東北大学大学院医学系研究科の運動学分野門間陽樹講師らの研究グループは、コロナ禍で注目を集める筋トレについて、週30分から60分行うことで死亡や心血管疾患、がんなどのリスクを抑える効果があると発表した。逆に週130分から140分を超えるとリスクが高まるため、やりすぎはかえって健康に良くない可能性が示唆されるとしている。
研究チームは、18歳以上の成人を対象に筋トレと死亡や疾病の関連を長期的に調べた1252本の論文を精査した。その中から信頼性が高く分析可能な16本を抽出し、筋トレの有無や実施時間と、死亡・疾病リスクの関連を調べた。
その結果、筋トレを全くしていないグループと比べて、筋トレを行っているグループは死亡や心血管疾患、がん、糖尿病のリスクが10%から17%低いことが判明した。実施時間との関係をみると、死亡や心血管疾患、がんについては、週30分から60分行うことにより最大で約20%のリスク減少がみられることがわかった。
一方、週に130分から140分を超えてくると、筋トレの良い影響はなくなり、むしろリスクが高くなった。糖尿病だけは当てはまらず、筋トレ時間が長ければ長いほどリスクが低くなっている。
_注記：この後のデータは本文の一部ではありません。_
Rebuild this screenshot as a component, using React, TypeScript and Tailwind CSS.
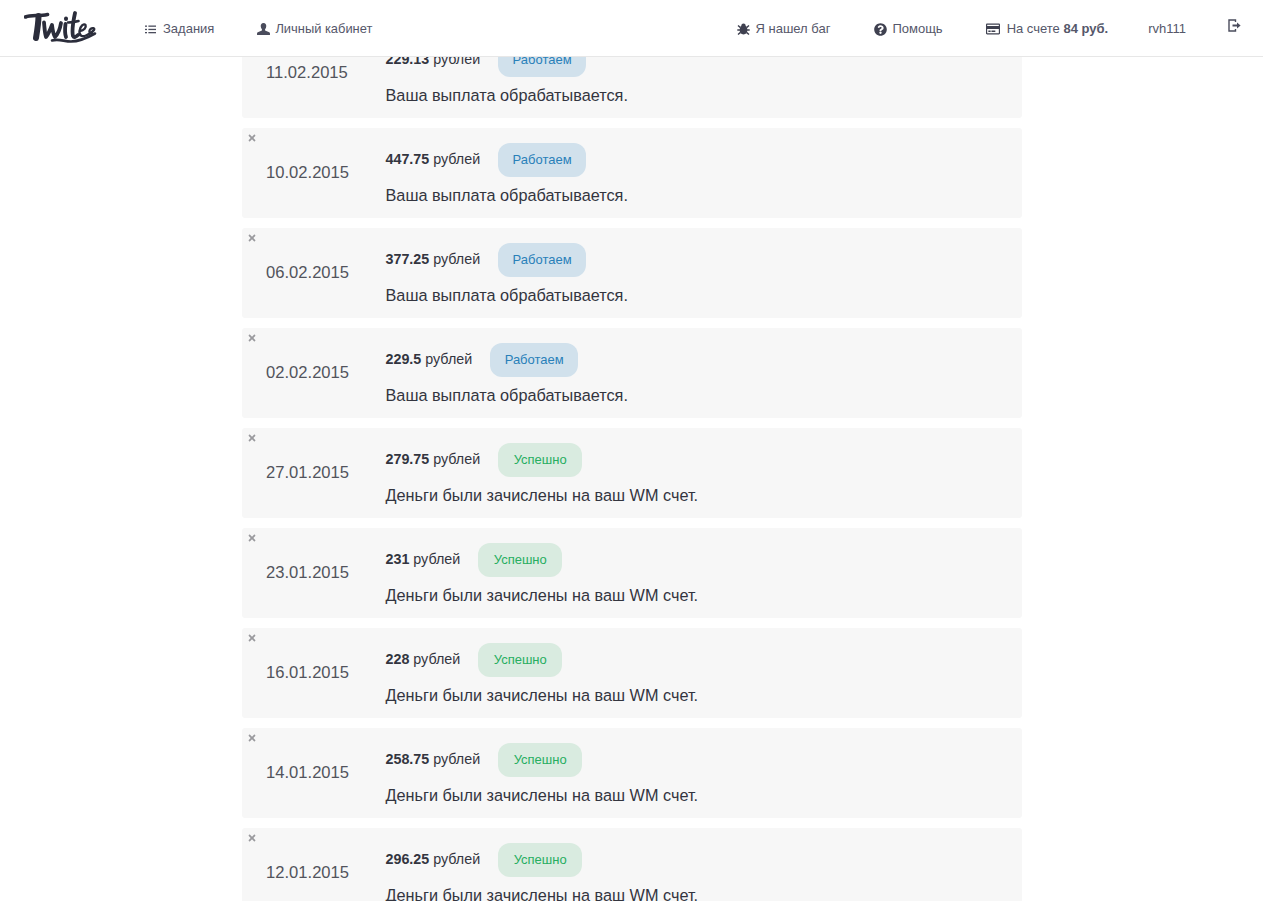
import React from "react";
import { FaQuestionCircle, FaRegCreditCard, FaTimes } from "react-icons/fa";

const sans = "[font-family:'Liberation_Sans',Arial,sans-serif]";

type Row = { date: string; amount: string; ok: boolean };
const rows: Row[] = [
  { date: "11.02.2015", amount: "229.13", ok: false },
  { date: "10.02.2015", amount: "447.75", ok: false },
  { date: "06.02.2015", amount: "377.25", ok: false },
  { date: "02.02.2015", amount: "229.5", ok: false },
  { date: "27.01.2015", amount: "279.75", ok: true },
  { date: "23.01.2015", amount: "231", ok: true },
  { date: "16.01.2015", amount: "228", ok: true },
  { date: "14.01.2015", amount: "258.75", ok: true },
  { date: "12.01.2015", amount: "296.25", ok: true },
];

function Logo() {
  return (
    <svg width="74" height="34" viewBox="0 0 74 34" fill="none" stroke="#2b2d3b" strokeLinecap="round" strokeLinejoin="round">
      <path d="M1.5 6C7 3.5 15 5.5 23.5 3.5" strokeWidth="3.6" />
      <path d="M14.5 5C14.5 12 13 21 12 27" strokeWidth="6" />
      <path d="M20 11.5C20.5 16 20.5 21 22 26C24.5 23 26.5 18 28 14C28.5 18 29 23 31 26C34 23 36 18 37 12" strokeWidth="3.8" />
      <path d="M41.5 13C41 17 40.5 22 42 26" strokeWidth="3.8" />
      <path d="M42 7.5V8" strokeWidth="4" />
      <path d="M51 2C49.5 9 47.5 19 49 25C50 27 52 26 54 24" strokeWidth="3.8" />
      <path d="M44 11.5C47.5 11.5 51 11 54.5 10" strokeWidth="2.6" />
      <path d="M56 20C60 19.5 62.5 16.5 61.5 14C60 12 56 15 55.5 20C55 25 58.5 26 62 24.5C65.5 23 68.5 21 70 19C71 17 68.5 16.5 66.5 18C64.5 20 65 22.5 68 22" strokeWidth="2.4" />
      <path d="M28 29.5C35 27.5 40 30.5 47 30.5C55 30.5 63 27 71 22.5" strokeWidth="2.6" />
    </svg>
  );
}

function ListIcon() {
  return (
    <svg width="11" height="9" viewBox="0 0 11 9" fill="#4a4c5c">
      <rect x="0" y="0.5" width="2" height="1.3" />
      <rect x="3.4" y="0.5" width="7.6" height="1.3" />
      <rect x="0" y="3.8" width="2" height="1.3" />
      <rect x="3.4" y="3.8" width="7.6" height="1.3" />
      <rect x="0" y="7" width="2" height="1.3" />
      <rect x="3.4" y="7" width="7.6" height="1.3" />
    </svg>
  );
}

function UserIcon() {
  return (
    <svg width="13" height="12" viewBox="0 0 14 13" fill="#4a4c5c">
      <path d="M7 0C4.9 0 3.9 1.6 4 3.6C4.1 5 4.6 6 5.3 6.8V8L0.8 10C0.2 10.3 0 10.8 0 11.4V13H14V11.4C14 10.8 13.8 10.3 13.2 10L8.7 8V6.8C9.4 6 9.9 5 10 3.6C10.1 1.6 9.1 0 7 0Z" />
    </svg>
  );
}

function BugIcon() {
  return (
    <svg width="13" height="13" viewBox="0 0 13 13" fill="#3f4150">
      <ellipse cx="6.5" cy="7" rx="3.8" ry="4.4" />
      <circle cx="6.5" cy="2.8" r="2.2" />
      <path d="M1 2.5L3.5 4.6M12 2.5L9.5 4.6M0.3 7H3M12.7 7H10M1 11.5L3.5 9.4M12 11.5L9.5 9.4" stroke="#3f4150" strokeWidth="1.4" />
    </svg>
  );
}

function LogoutIcon() {
  return (
    <svg width="13" height="13" viewBox="0 0 13 13" fill="none" stroke="#4a4c5c">
      <path d="M7.5 3V1H1V12H7.5V10" strokeWidth="1.4" />
      <path d="M4.5 6.5H9" strokeWidth="2" />
      <path d="M9 3.5L12.6 6.5L9 9.5Z" fill="#4a4c5c" stroke="none" />
    </svg>
  );
}

function Header() {
  return (
    <header className="absolute top-0 left-0 right-0 h-[57px] bg-white border-b border-[#e7e7e7] flex items-center text-[13px] text-[#55576a] pl-[24px] pt-[2px]">
      <div className="-mt-[2px]">
        <Logo />
      </div>
      <a className="ml-[47px] flex items-center gap-[7px]">
        <ListIcon />
        Задания
      </a>
      <a className="ml-[43px] flex items-center gap-[5px]">
        <UserIcon />
        <span className="text-[12.9px]">Личный кабинет</span>
      </a>
      <div className="ml-auto flex items-center">
        <a className="flex items-center gap-[5px]">
          <BugIcon />
          Я нашел баг
        </a>
        <a className="ml-[44px] flex items-center gap-[5px]">
          <FaQuestionCircle className="text-[#3f4150] text-[13px]" />
          Помощь
        </a>
        <a className="ml-[43px] flex items-center gap-[7px]">
          <FaRegCreditCard className="text-[#3f4150] text-[14px]" />
          <span>
            На счете <b className="font-bold">84 руб.</b>
          </span>
        </a>
        <a className="ml-[40px]">rvh111</a>
        <a className="ml-[42px] mr-[22px] -translate-y-[4px]">
          <LogoutIcon />
        </a>
      </div>
    </header>
  );
}

function PaymentRow({ row }: { row: Row }) {
  return (
    <div className="relative h-[90px] rounded-[3px] bg-[#f7f7f7] flex text-[#33353f]">
      <FaTimes className="absolute left-[5px] top-[5px] text-[10px] text-[#9a9a9e]" />
      <div className="w-[144px] pl-[24.5px] pt-[35px] text-[16.6px] leading-[20px] text-[#52545c]">{row.date}</div>
      <div className="pt-[15px]">
        <div className="flex items-center h-[34px] text-[14.3px]">
          <span>
            <b className="font-bold">{row.amount}</b> рублей
          </span>
          <span
            className={
              row.ok
                ? "ml-[18px] h-[34px] w-[84px] justify-center rounded-[12px] flex items-center text-[13px] bg-[#d9ebe0] text-[#27ae60]"
                : "ml-[18px] h-[34px] w-[88px] justify-center rounded-[12px] flex items-center text-[13px] bg-[#d1e1ec] text-[#2980b9]"
            }
          >
            {row.ok ? "Успешно" : "Работаем"}
          </span>
        </div>
        <div className="mt-[8px] text-[16.25px] leading-[20px]">
          {row.ok ? "Деньги были зачислены на ваш WM счет." : "Ваша выплата обрабатывается."}
        </div>
      </div>
    </div>
  );
}

export default function App() {
  return (
    <div className={`relative h-[901px] overflow-hidden bg-white ${sans}`}>
      <main className="w-[780px] mx-auto pt-[28px] flex flex-col gap-[10px]">
        {rows.map((r) => (
          <PaymentRow key={r.date} row={r} />
        ))}
      </main>
      <Header />
    </div>
  );
}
調査結果を受け研究チームは、「筋トレは長期的な健康効果がある一方でやりすぎるとかえって死亡や心血管疾患、がんに対する健康効果が得られなくなってしまう可能性を示唆している」と説明。「健康の維持増進を目的に筋トレの実施が国際的に推奨されているなか、本知見はその推奨を支持するとともに、我が国の身体活動ガイドラインにおいても新たに筋トレの実施を推奨する根拠となる重要なエビデンスの一つとなることが期待される」としている。